ここだけの話 archive
「Ring = Sensor」、月末に感じたストックのリングの感覚。
時計の位置でいうと3時から4時半。
今までは谷側の足が斜面の下にいち早く落ちていくと感じていた。
しかし、その足の落下にストックのリングの落下を同調させると、谷側の足の位置よりも斜面の下にストックのリングが位置していることがわかる。ストックのリングがセンサーになっているような感じ。
高速度のターンになると、3時から4時半にあっては、回り続けることよりも、いかに次のターンを始めて谷側に体幹を移動できるか、がスキーヤーの課題となってくる。
どんどん谷へ滑っていきたいのか、それとも減速したいのか、スキーヤーの意思によるところが大きい。
2月に2回、「スキー指導者養成講習会」にて、スキー指導者指導員検定を受検する方と滑る機会に恵まれた。
A単位の「谷回りの連続」では提示した内容で理解を深めていただけたようでした。
B単位の大回り、小回りの練習の時に、
「ストックを谷へ振り出してみてください。」と提案してみました。
しかし、受講生の方からは、
「ストックは体の横に突くのだから、振り出してはいけないですよね。」
「前回の講師に、ストックは振り出さずに、そのまま横に突いてください、と説明されました。」
という意見をいただきました。
アルペンスキーは、斜面を落下しながら、滑っていく方向を調整するスポーツです。
スキーヤーは斜面を落下していきますから、たとえストックを谷側へ振り出して雪面に触れたたとしても、次のシーンでは足元がさらに谷側に移動していきますから、 その時を迎えると、体の横でストックを突いているように見えるのではないでしょうか?
スラローム競技では、逆手(今はあまり言わないですね)でゲートポールを弾いた次のシーンでは、「その手のストックをしっかり突け」という指導が一般的です。

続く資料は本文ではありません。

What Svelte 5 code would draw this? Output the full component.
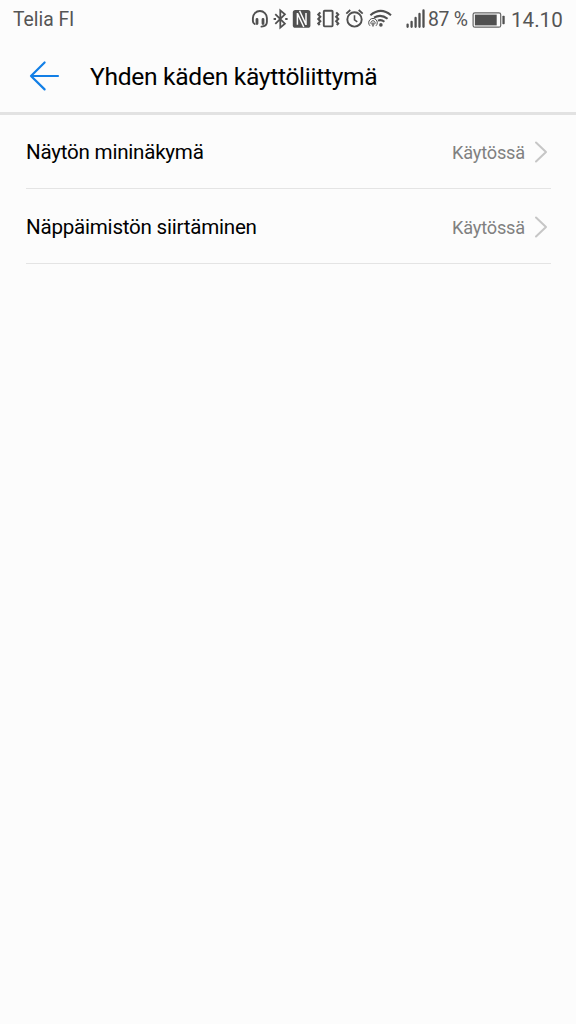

それは、谷側にストックを振り出すと、ストックの慣性で腕(重さは5〜6kg)が谷側へ移動ることで体幹を谷側へ移動することを補足し、スキーの角付けを緩める操作と、斜面に垂直に立つエリアを自分でコントロールできることにつながる。
速めに動ければ落下慣性を使える(減速要素がない)ことになり、ターン速度を維持できることになります。
人から言われたからと、それをそのまま信じるのですか?
私の人生経験からですと、今まで知らなかった状況で、初めて説明を受けたとき、説明をした方がそれなりに信用おける社会的地位にいる方から聞いたならば、かなり高い確率で、それを信用するようです。 それをベースに、それとは違う説明を聞いた時は、必ず「今まで私が正しいと思ったことと違う」と思うのです。
この瞬間、「最初に聞いたこと」と「2回目に聞いたこと」の2つを比較することを体験するのです。
そして、「どちらが正しいことなのか?」という思考に入るようです。
「どちらが正しいのか?」という相対値を探るのではなく、「何が正しいのか?」という絶対値を探ってほしいと思う。
先週行われたスキー指導者準指導員検定会(東京都)の閉会式での検定員からの講評の中で、 「ターンの後半に、体が山側に止まってしまい、ニュートラルといわれる位置に体をポジショニングできていなかった。」という説明がありました。
ストックを含め、体がフリーズしているような状態になるのだと思う。
ストックを谷側に振り出す動きをしてみませんか?
参考「ストックワーク 3008.8.3」
第49回全日本スキー技術選手権大会のウイニングラン、白馬ジャンプ台ランディングバーンを小回りで滑る丸山貴雄選手の連続写真の一部を、プロカメラマンの鈴木浩さんから見せていただいた。
あきらかに「ストックを振っている」ように見えるのです。